REPUBLIKA.CO.ID, JAKARTA -- Tragedi G-30S/PKI dianggap sebagai bagian dari realita sejarah kelam Indonesia yang tak terbantahkan. Jauh hari sebelum tahun 1965, Partai Komunis Indonesia (PKI) disinyalir sudah menyiapkan langkah-langkahnya.
"Pertama, memberikan persenjataan kepada buruh dan petani sebagai angkatan kelima. Itu langsung disambut oleh Mao Tse Tung, membantu jutaan senjata Cung. Beliau yang mati itu yang menolak kalau buruh dan petani dipersenjatai," ungkap Sejarawan Arukat Jaswadi kepada wartawan Masjid Sunda Kelapa, Menteng, Jakarta Pusat, Sabtu (30/9).
Berikutnya, menurut Arukat, aksi sepihak PKI menduduki semua tanah milik pesantren dan milik negara. Mulai dari Mantingan milik Pesantren Gontor, di Kediri perkebunan diduduki, hingga ke Bandar Betsi di mana Peltu Sudjono harus terbunuh.

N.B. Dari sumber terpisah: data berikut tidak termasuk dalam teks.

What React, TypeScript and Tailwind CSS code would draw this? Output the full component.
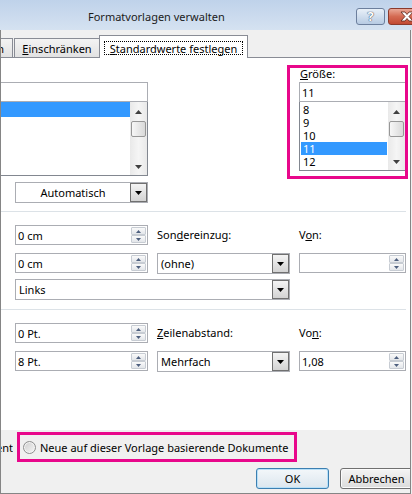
import React from "react";

type TriProps = { up?: boolean; w?: number; h?: number; color?: string };

const Tri = ({ up = false, w = 7, h = 4, color = "#000" }: TriProps) => (
  <svg width={w} height={h} viewBox={`0 0 ${w} ${h}`} className="block">
    <polygon
      points={up ? `0,${h} ${w},${h} ${w / 2},0` : `0,0 ${w},0 ${w / 2},${h}`}
      fill={color}
    />
  </svg>
);

const SpinHalf = ({ up }: { up?: boolean }) => (
  <div className="h-[8px] flex items-center justify-center border border-[#c7ccd3] rounded-[1px] bg-linear-to-b from-[#fafafa] to-[#e3e6ea]">
    <Tri up={up} w={5} h={3} color="#4d5f7e" />
  </div>
);

const Spin = ({ value = "", className = "" }: { value?: string; className?: string }) => (
  <div className={`h-[20px] shrink-0 flex border border-[#abadb3] bg-white ${className}`}>
    <div className="flex-1 flex items-center pl-[2px] whitespace-nowrap">{value}</div>
    <div className="w-[16px] flex flex-col py-[1px] pr-[1px]">
      <SpinHalf up />
      <SpinHalf />
    </div>
  </div>
);

const Drop = ({
  value,
  center = false,
  className = "",
}: {
  value: string;
  center?: boolean;
  className?: string;
}) => (
  <div className={`h-[21px] shrink-0 flex border border-[#abadb3] bg-white ${className}`}>
    <div
      className={`flex-1 flex items-center whitespace-nowrap ${
        center ? "justify-center" : "pl-[3px]"
      }`}
    >
      {value}
    </div>
    <div className="w-[17px] border border-[#707070] bg-linear-to-b from-[#f4f4f4] to-[#d3d3d3] flex items-center justify-center">
      <Tri />
    </div>
  </div>
);

const Label = ({ children, className = "" }: { children: React.ReactNode; className?: string }) => (
  <div className={`h-[20px] shrink-0 flex items-center pb-[2px] whitespace-nowrap ${className}`}>
    {children}
  </div>
);

const ScrollBar = () => (
  <div className="w-[17px] shrink-0 flex flex-col items-center bg-linear-to-r from-[#e9e9e9] via-[#f5f5f5] to-[#e9e9e9]">
    <div className="h-[17px] w-full flex items-center justify-center pt-[2px]">
      <Tri up color="#404040" />
    </div>
    <div className="mt-[2px] w-[15px] h-[16px] rounded-[2px] border border-[#979797] bg-linear-to-r from-[#f7f7f7] to-[#d9d9d9]" />
    <div className="flex-1" />
    <div className="h-[17px] w-full flex items-center justify-center">
      <Tri color="#404040" />
    </div>
  </div>
);

const Separator = () => <div className="h-px shrink-0 bg-[#dce2e7] mr-[4px]" />;

export default function App() {
  const sizes = ["8", "9", "10", "11", "12"];

  return (
    <div className="w-[412px] h-[494px] overflow-hidden flex flex-col bg-[#f0f0f0] text-[11px] leading-none text-black font-['Noto_Sans',sans-serif]">
      {/* title bar */}
      <div className="h-[30px] shrink-0 flex items-start bg-linear-to-b from-[#bfd2ea] to-[#d5e2f1]">
        <div className="h-[30px] pl-[88px] pt-[3px] flex items-center whitespace-nowrap text-[#1b1b1b]">
          Formatvorlagen verwalten
        </div>
        <div className="ml-auto mr-[-20px] mt-[8px] flex gap-[3px]">
          <div className="w-[29px] h-[17px] rounded-[3px] border border-[#6c7f9d] bg-linear-to-b from-[#e9f0f8] to-[#b7cbe3] flex items-center justify-center text-[13px] font-bold text-white [text-shadow:0_0_1px_#2b3a52,0_0_1px_#2b3a52]">
            ?
          </div>
          <div className="w-[44px] h-[17px] rounded-[3px] border border-[#8b3a2c] bg-linear-to-b from-[#e9a897] via-[#d46a52] to-[#c24a33] flex items-center pl-[11px]">
            <svg width="14" height="11" viewBox="0 0 14 11">
              <path
                d="M1 1h4l2 2.5L9 1h4L9 5.5l4 4.5H9L7 7.5 5 10H1l4-4.5z"
                fill="#fff"
                stroke="#5a2218"
                strokeWidth="0.8"
                strokeLinejoin="round"
              />
            </svg>
          </div>
        </div>
      </div>

      {/* client area */}
      <div className="flex-1 min-h-0 flex flex-col overflow-hidden border-l border-r border-b border-[#858585] mr-[1px]">
        {/* tabs */}
        <div className="h-[27px] shrink-0 flex items-end">
          <div className="w-[12px] h-[19px] shrink-0 overflow-hidden flex justify-end items-center pr-[8px] border-t border-r border-[#898c95] bg-linear-to-b from-[#f3f3f3] to-[#e2e2e2]">
            <span className="whitespace-nowrap">Empfehlen</span>
          </div>
          <div className="ml-px w-[85px] h-[19px] shrink-0 flex items-center justify-center border-t border-l border-[#898c95] bg-linear-to-b from-[#f3f3f3] to-[#e2e2e2] whitespace-nowrap">
            <span>
              <u>E</u>inschränken
            </span>
          </div>
          <div className="relative z-10 -mb-px w-[149px] h-[23px] shrink-0 bg-white border-t border-l border-r border-[#898c95] pt-[5px] px-[4px]">
            <div className="h-[14px] flex items-center justify-center border border-dotted border-black whitespace-nowrap">
              <span>
                <u>S</u>tandardwerte festlegen
              </span>
            </div>
          </div>
        </div>

        {/* tab panel */}
        <div className="h-[373px] shrink-0 bg-white border-t border-[#898c95] flex flex-col">
          {/* font section */}
          <div className="h-[153px] shrink-0 flex items-start">
            <div className="w-[147px] shrink-0 pt-[24px] flex flex-col">
              <div className="h-[20px] border border-l-0 border-[#abadb3]" />
              <div className="h-[74px] flex border border-l-0 border-t-0 border-[#828790]">
                <div className="flex-1">
                  <div className="h-[15px] bg-[#3399ff]" />
                </div>
                <ScrollBar />
              </div>
              <Drop value="Automatisch" center className="mt-[6px] ml-[14px] w-[133px] h-[20px]" />
            </div>

            <div className="ml-[139px] mt-[7px] w-[121px] h-[114px] shrink-0 border-[3px] border-[#e8078b] overflow-hidden flex flex-col">
              <div className="h-[12px] leading-[12px] pl-[10px] whitespace-nowrap">
                <u>G</u>röße:
              </div>
              <div className="mt-[2px] ml-[9px] h-[20px] shrink-0 border border-r-0 border-[#abadb3] flex items-center pl-[2px]">
                11
              </div>
              <div className="ml-[9px] h-[69px] shrink-0 border border-r-0 border-t-0 border-[#828790] flex">
                <div className="flex-1 pt-[1px] px-[1px]">
                  {sizes.map((n) => (
                    <div
                      key={n}
                      className={`h-[13px] leading-[13px] overflow-hidden pl-[2px] ${
                        n === "11" ? "bg-[#3399ff] text-white" : ""
                      }`}
                    >
                      {n}
                    </div>
                  ))}
                </div>
                <ScrollBar />
              </div>
            </div>
          </div>

          <Separator />

          {/* indent section */}
          <div className="h-[97px] shrink-0 pt-[13px] pl-[14px] flex flex-col">
            <div className="flex gap-[9px]">
              <Spin value="0 cm" className="w-[133px]" />
              <Label className="w-[133px]">
                <span>
                  Son<u>d</u>ereinzug:
                </span>
              </Label>
              <Label>
                <span>
                  V<u>o</u>n:
                </span>
              </Label>
            </div>
            <div className="mt-[8px] flex gap-[9px]">
              <Spin value="0 cm" className="w-[133px]" />
              <Drop value="(ohne)" className="w-[133px]" />
              <Spin className="w-[107px]" />
            </div>
            <div className="mt-[5px] flex">
              <Drop value="Links" className="w-[275px]" />
            </div>
          </div>

          <Separator />

          {/* spacing section */}
          <div className="pt-[13px] pl-[14px] flex flex-col">
            <div className="flex gap-[9px]">
              <Spin value="0 Pt." className="w-[133px]" />
              <Label className="w-[133px]">
                <span>
                  <u>Z</u>eilenabstand:
                </span>
              </Label>
              <Label>
                <span>
                  Vo<u>n</u>:
                </span>
              </Label>
            </div>
            <div className="mt-[8px] flex gap-[9px]">
              <Spin value="8 Pt." className="w-[133px]" />
              <Drop value="Mehrfach" className="w-[133px]" />
              <Spin value="1,08" className="w-[107px]" />
            </div>
          </div>
        </div>

        {/* bottom */}
        <div className="flex-1 flex flex-col">
          <div className="mt-[2px] flex items-center">
            <div className="w-[12px] shrink-0 overflow-hidden flex justify-end">
              <span className="whitespace-nowrap">Nur in diesem Dokument</span>
            </div>
            <div className="ml-[4px] w-[280px] h-[30px] shrink-0 border-[3px] border-[#e8078b] flex items-center pl-[3px]">
              <div className="w-[13px] h-[13px] shrink-0 rounded-full border border-[#8e8f8f] bg-linear-to-br from-[#cdcdcd] to-[#f7f7f7] shadow-[inset_0_0_0_1px_#f4f4f4]" />
              <span className="ml-[4px] whitespace-nowrap">
                Neue auf dieser Vorlage basierende Dokumente
              </span>
            </div>
          </div>
          <div className="mt-[6px] pl-[255px] flex gap-[11px]">
            <button className="w-[73px] h-[21px] shrink-0 p-0 rounded-[3px] border border-[#3c7fb1] bg-linear-to-b from-[#f3f7fa] to-[#dce6ee] shadow-[inset_0_0_0_1px_#b8e0f8]">
              OK
            </button>
            <button className="w-[73px] h-[21px] shrink-0 p-0 rounded-[3px] border border-[#707070] bg-linear-to-b from-[#f4f4f4] to-[#dcdcdc] shadow-[inset_0_0_0_1px_#fbfbfb]">
              Abbrechen
            </button>
          </div>
        </div>
      </div>
    </div>
  );
}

Penistaan agama juga pernah dilakukan oleh PKI kala itu. Melalui Lembaga Kebudayaan Rakyat (Lekra), setiap mereka menampilkan ludruk, ungkap[ Arukat, mereka menceritakan tentang matinya Gusti Allah.
"Peristiwa Kanigoro, ketika PII sedang melakukan pelatihan diikat, Alquran diinjak. Terakhirnya itu G-30S/PKI. Banyak ahli katakan itu semua gladiresik, puncaknya G-30S/PKI," kata dia.

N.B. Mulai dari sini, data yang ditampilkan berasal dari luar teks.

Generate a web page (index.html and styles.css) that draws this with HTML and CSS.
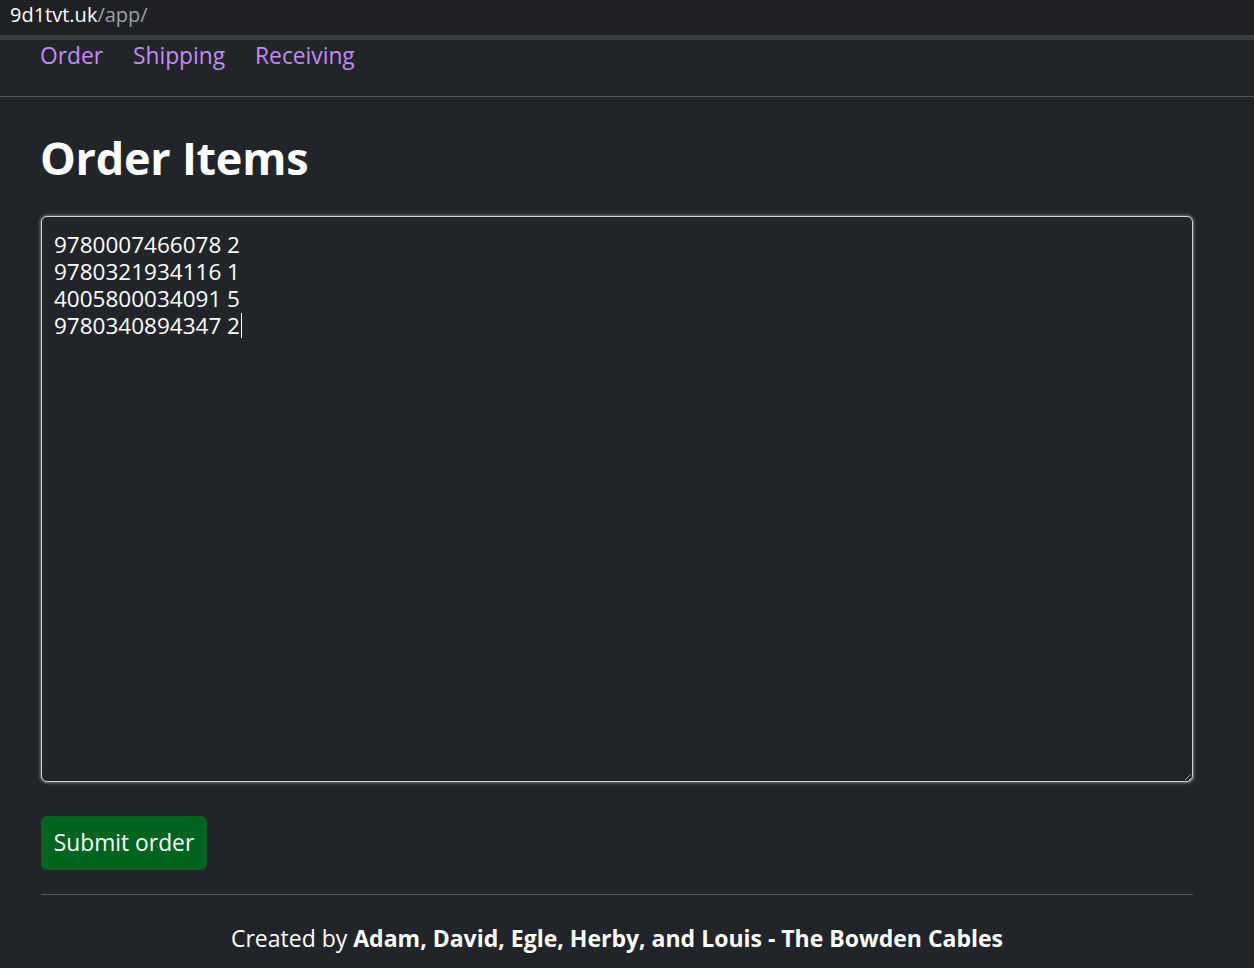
FILE: index.html
```html
<!DOCTYPE html>
<html lang="en">
<head>
<meta charset="utf-8">
<title>Order Items</title>
<link rel="stylesheet" href="styles.css">
</head>
<body>
<div class="urlbar"><span class="host">9d1tvt.uk</span><span class="path">/app/</span></div>
<div class="stripe"></div>
<nav class="nav">
  <a class="nav-link" href="#">Order</a>
  <a class="nav-link" href="#">Shipping</a>
  <a class="nav-link" href="#">Receiving</a>
</nav>
<main class="container">
  <h1 class="title">Order Items</h1>
  <div class="field">
    <textarea class="items" spellcheck="false">9780007466078 2
9780321934116 1
4005800034091 5
9780340894347 2</textarea>
    <span class="caret"></span>
  </div>
  <div class="actions">
    <button class="btn-submit" type="button">Submit order</button>
  </div>
  <hr class="rule">
  <footer class="footer">Created by <strong>Adam, David, Egle, Herby, and Louis - The Bowden Cables</strong></footer>
</main>
</body>
</html>
```
FILE: styles.css
```css
html, body {
  margin: 0;
  padding: 0;
}
body {
  background: #212529;
  color: #ffffff;
  font-family: "Open Sans", "Noto Sans", sans-serif;
  color-scheme: dark;
}
.urlbar {
  height: 35px;
  background: #1f2023;
  box-sizing: border-box;
  padding-left: 10px;
  font-size: 20px;
  line-height: 30px;
}
.host { color: #ffffff; }
.path { color: #9aa0a6; }
.stripe {
  height: 5px;
  background: #3b3c3e;
}
.nav {
  height: 57px;
  box-sizing: border-box;
  border-bottom: 1px solid #55585c;
  display: flex;
  align-items: flex-start;
  gap: 30px;
  padding: 1px 0 0 40px;
}
.nav-link {
  color: #c58af9;
  text-decoration: none;
  font-size: 22.75px;
  line-height: 30px;
}
.container {
  width: 1152px;
  margin-left: 41px;
  display: flex;
  flex-direction: column;
}
.title {
  margin: 34px 0 0 -1px;
  font-size: 45px;
  line-height: 54px;
  font-weight: 700;
  letter-spacing: -0.25px;
}
.field {
  position: relative;
  margin-top: 31px;
}
.items {
  display: block;
  width: 100%;
  height: 566px;
  box-sizing: border-box;
  margin: 0;
  padding: 14px 12px;
  background: #212529;
  color: #ffffff;
  border: 1px solid #d4d4d4;
  border-radius: 6px;
  box-shadow: 0 0 3px 1px rgba(190, 190, 190, 0.55);
  font-family: "Open Sans", "Noto Sans", sans-serif;
  font-size: 22.5px;
  line-height: 27px;
  outline: none;
  resize: vertical;
}
.caret {
  position: absolute;
  left: 200px;
  top: 97px;
  width: 1px;
  height: 25px;
  background: #ffffff;
}
.actions {
  margin-top: 34px;
  display: flex;
}
.btn-submit {
  height: 54px;
  width: 166px;
  padding: 0;
  border: none;
  border-radius: 6px;
  background: #00641f;
  color: #ffffff;
  font-family: "Open Sans", "Noto Sans", sans-serif;
  font-size: 22.8px;
  line-height: 30px;
}
.rule {
  margin: 24px 0 0 0;
  border: none;
  border-top: 1px solid #5a5d61;
  height: 0;
}
.footer {
  margin-top: 28px;
  text-align: center;
  font-size: 23px;
  line-height: 30px;
}
.footer strong {
  font-weight: 700;
}
```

Menurut Arukat, penyebab mereka kemudian kalah karena strategi revolusioner dan ajaran komunismenya itu ditolak. Dia menambahkan, kita sepatutnya bersyukur PKI kala itu bisa dikalahkan. Jika seandainya PKI menunda pemberontakannya lima atau 10 tahun lagi, lawan-lawannya akan habis oleh mereka.
"Sama juga seperti sekarang, ketika generasi muda Islam tidak paham sejarah, sehingga tidak ada pembelaan terhadap umat dan bangsa," ujar Arukat.